begin

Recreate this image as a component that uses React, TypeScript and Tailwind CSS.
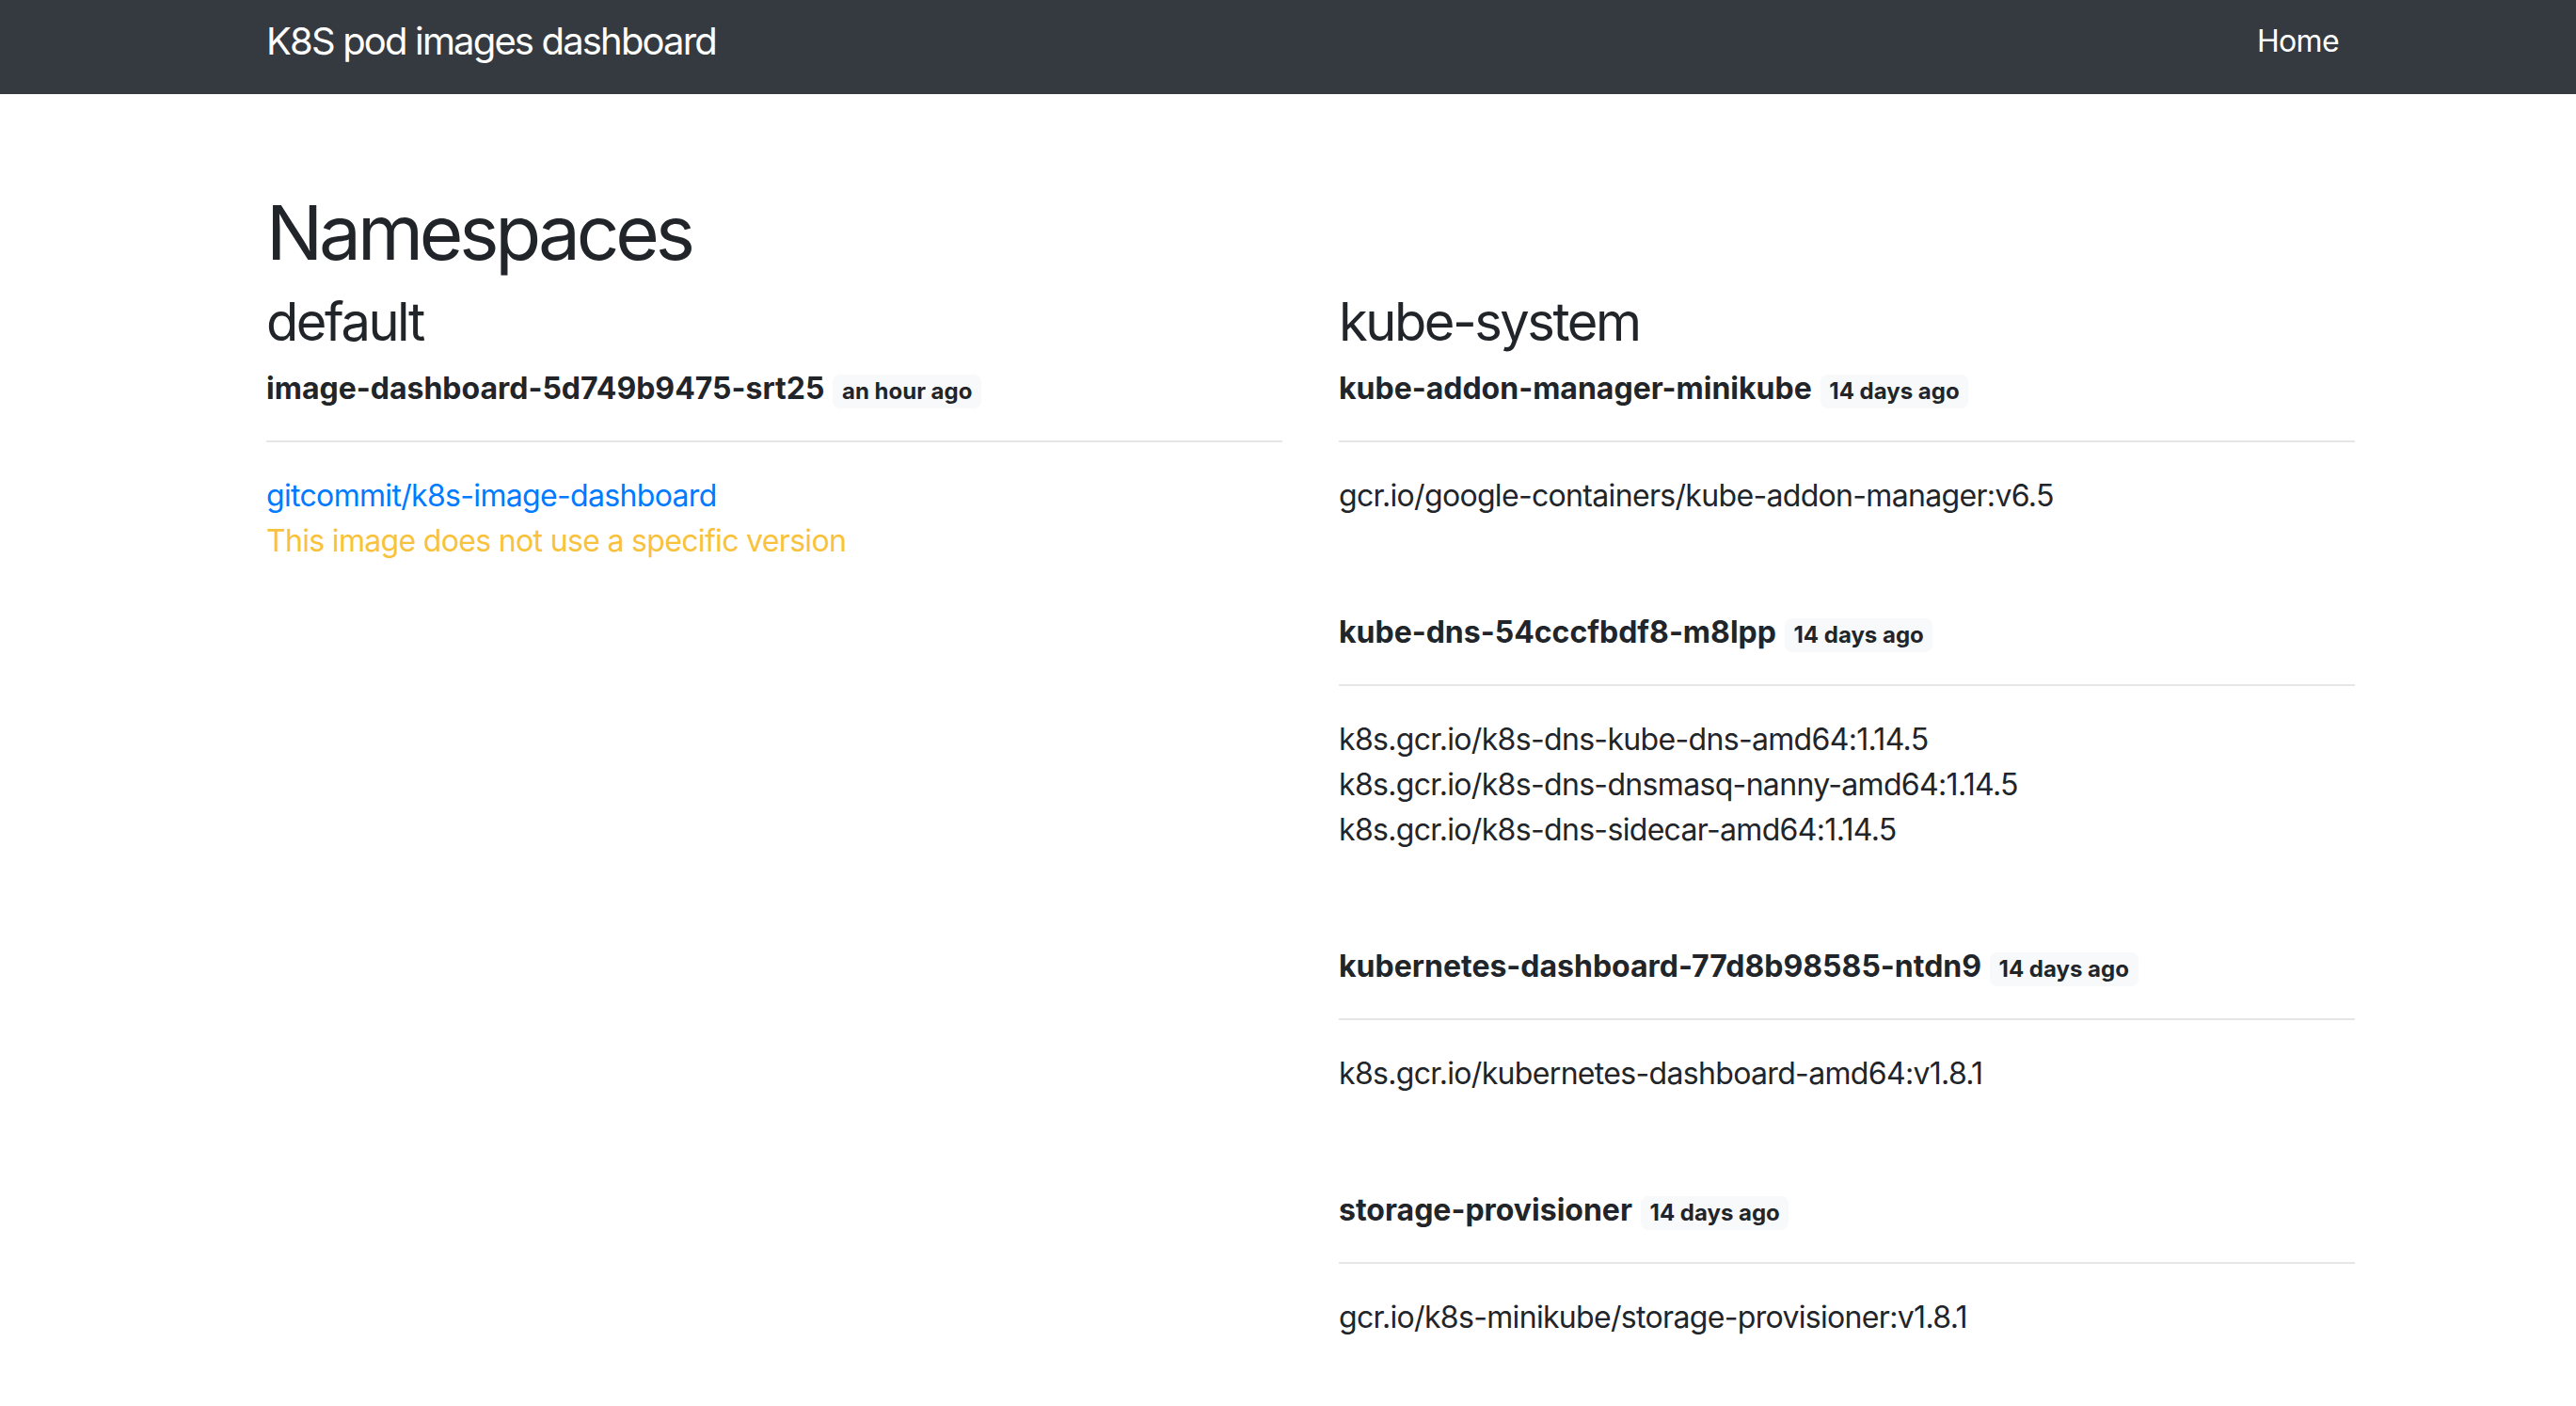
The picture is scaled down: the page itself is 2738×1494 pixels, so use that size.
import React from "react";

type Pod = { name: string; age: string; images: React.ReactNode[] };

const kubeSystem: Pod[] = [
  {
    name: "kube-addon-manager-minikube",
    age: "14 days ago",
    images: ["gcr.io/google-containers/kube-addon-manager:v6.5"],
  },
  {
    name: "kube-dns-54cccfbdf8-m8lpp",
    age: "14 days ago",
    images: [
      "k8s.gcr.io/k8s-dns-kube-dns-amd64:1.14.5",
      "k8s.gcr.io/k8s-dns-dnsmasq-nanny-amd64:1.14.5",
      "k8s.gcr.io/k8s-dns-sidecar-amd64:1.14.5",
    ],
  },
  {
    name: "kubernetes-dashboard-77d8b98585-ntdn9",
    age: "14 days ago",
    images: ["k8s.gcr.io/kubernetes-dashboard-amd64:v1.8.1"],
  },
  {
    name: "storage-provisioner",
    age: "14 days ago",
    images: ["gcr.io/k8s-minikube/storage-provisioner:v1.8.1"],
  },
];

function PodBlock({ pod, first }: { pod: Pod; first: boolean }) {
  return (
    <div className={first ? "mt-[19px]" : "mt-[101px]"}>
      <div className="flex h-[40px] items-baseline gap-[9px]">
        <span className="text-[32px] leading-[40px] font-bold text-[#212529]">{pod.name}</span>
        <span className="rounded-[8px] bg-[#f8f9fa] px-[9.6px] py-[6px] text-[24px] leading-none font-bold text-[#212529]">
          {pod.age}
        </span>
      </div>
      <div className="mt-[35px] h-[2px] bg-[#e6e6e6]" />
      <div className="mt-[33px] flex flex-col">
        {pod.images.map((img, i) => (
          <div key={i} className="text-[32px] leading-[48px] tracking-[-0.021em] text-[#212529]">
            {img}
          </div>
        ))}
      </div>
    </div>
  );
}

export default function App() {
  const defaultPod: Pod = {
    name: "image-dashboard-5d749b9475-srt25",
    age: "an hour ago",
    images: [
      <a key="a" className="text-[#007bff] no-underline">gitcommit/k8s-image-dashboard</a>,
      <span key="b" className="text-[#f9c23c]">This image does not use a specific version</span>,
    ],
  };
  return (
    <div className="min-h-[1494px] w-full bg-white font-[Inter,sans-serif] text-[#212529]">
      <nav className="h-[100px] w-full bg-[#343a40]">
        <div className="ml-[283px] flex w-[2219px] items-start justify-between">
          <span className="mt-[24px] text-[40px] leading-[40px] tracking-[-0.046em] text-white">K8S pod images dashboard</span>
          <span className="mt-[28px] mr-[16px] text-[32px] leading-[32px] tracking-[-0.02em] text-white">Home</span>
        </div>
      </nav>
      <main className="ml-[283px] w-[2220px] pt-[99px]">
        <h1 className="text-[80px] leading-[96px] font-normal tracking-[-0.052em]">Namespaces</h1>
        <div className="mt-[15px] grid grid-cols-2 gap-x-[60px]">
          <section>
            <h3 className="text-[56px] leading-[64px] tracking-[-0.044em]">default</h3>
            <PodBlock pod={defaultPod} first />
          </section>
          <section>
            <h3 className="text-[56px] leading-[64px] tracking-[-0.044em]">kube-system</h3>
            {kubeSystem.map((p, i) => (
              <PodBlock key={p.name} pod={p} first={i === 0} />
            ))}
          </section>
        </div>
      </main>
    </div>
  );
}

end

Task requirements: Write out the whole listing again, exactly, with no pictures.

Output of the task:
Recreate this image as a component that uses React, TypeScript and Tailwind CSS.
The picture is scaled down: the page itself is 2738×1494 pixels, so use that size.
import React from "react";

type Pod = { name: string; age: string; images: React.ReactNode[] };

const kubeSystem: Pod[] = [
  {
    name: "kube-addon-manager-minikube",
    age: "14 days ago",
    images: ["gcr.io/google-containers/kube-addon-manager:v6.5"],
  },
  {
    name: "kube-dns-54cccfbdf8-m8lpp",
    age: "14 days ago",
    images: [
      "k8s.gcr.io/k8s-dns-kube-dns-amd64:1.14.5",
      "k8s.gcr.io/k8s-dns-dnsmasq-nanny-amd64:1.14.5",
      "k8s.gcr.io/k8s-dns-sidecar-amd64:1.14.5",
    ],
  },
  {
    name: "kubernetes-dashboard-77d8b98585-ntdn9",
    age: "14 days ago",
    images: ["k8s.gcr.io/kubernetes-dashboard-amd64:v1.8.1"],
  },
  {
    name: "storage-provisioner",
    age: "14 days ago",
    images: ["gcr.io/k8s-minikube/storage-provisioner:v1.8.1"],
  },
];

function PodBlock({ pod, first }: { pod: Pod; first: boolean }) {
  return (
    <div className={first ? "mt-[19px]" : "mt-[101px]"}>
      <div className="flex h-[40px] items-baseline gap-[9px]">
        <span className="text-[32px] leading-[40px] font-bold text-[#212529]">{pod.name}</span>
        <span className="rounded-[8px] bg-[#f8f9fa] px-[9.6px] py-[6px] text-[24px] leading-none font-bold text-[#212529]">
          {pod.age}
        </span>
      </div>
      <div className="mt-[35px] h-[2px] bg-[#e6e6e6]" />
      <div className="mt-[33px] flex flex-col">
        {pod.images.map((img, i) => (
          <div key={i} className="text-[32px] leading-[48px] tracking-[-0.021em] text-[#212529]">
            {img}
          </div>
        ))}
      </div>
    </div>
  );
}

export default function App() {
  const defaultPod: Pod = {
    name: "image-dashboard-5d749b9475-srt25",
    age: "an hour ago",
    images: [
      <a key="a" className="text-[#007bff] no-underline">gitcommit/k8s-image-dashboard</a>,
      <span key="b" className="text-[#f9c23c]">This image does not use a specific version</span>,
    ],
  };
  return (
    <div className="min-h-[1494px] w-full bg-white font-[Inter,sans-serif] text-[#212529]">
      <nav className="h-[100px] w-full bg-[#343a40]">
        <div className="ml-[283px] flex w-[2219px] items-start justify-between">
          <span className="mt-[24px] text-[40px] leading-[40px] tracking-[-0.046em] text-white">K8S pod images dashboard</span>
          <span className="mt-[28px] mr-[16px] text-[32px] leading-[32px] tracking-[-0.02em] text-white">Home</span>
        </div>
      </nav>
      <main className="ml-[283px] w-[2220px] pt-[99px]">
        <h1 className="text-[80px] leading-[96px] font-normal tracking-[-0.052em]">Namespaces</h1>
        <div className="mt-[15px] grid grid-cols-2 gap-x-[60px]">
          <section>
            <h3 className="text-[56px] leading-[64px] tracking-[-0.044em]">default</h3>
            <PodBlock pod={defaultPod} first />
          </section>
          <section>
            <h3 className="text-[56px] leading-[64px] tracking-[-0.044em]">kube-system</h3>
            {kubeSystem.map((p, i) => (
              <PodBlock key={p.name} pod={p} first={i === 0} />
            ))}
          </section>
        </div>
      </main>
    </div>
  );
}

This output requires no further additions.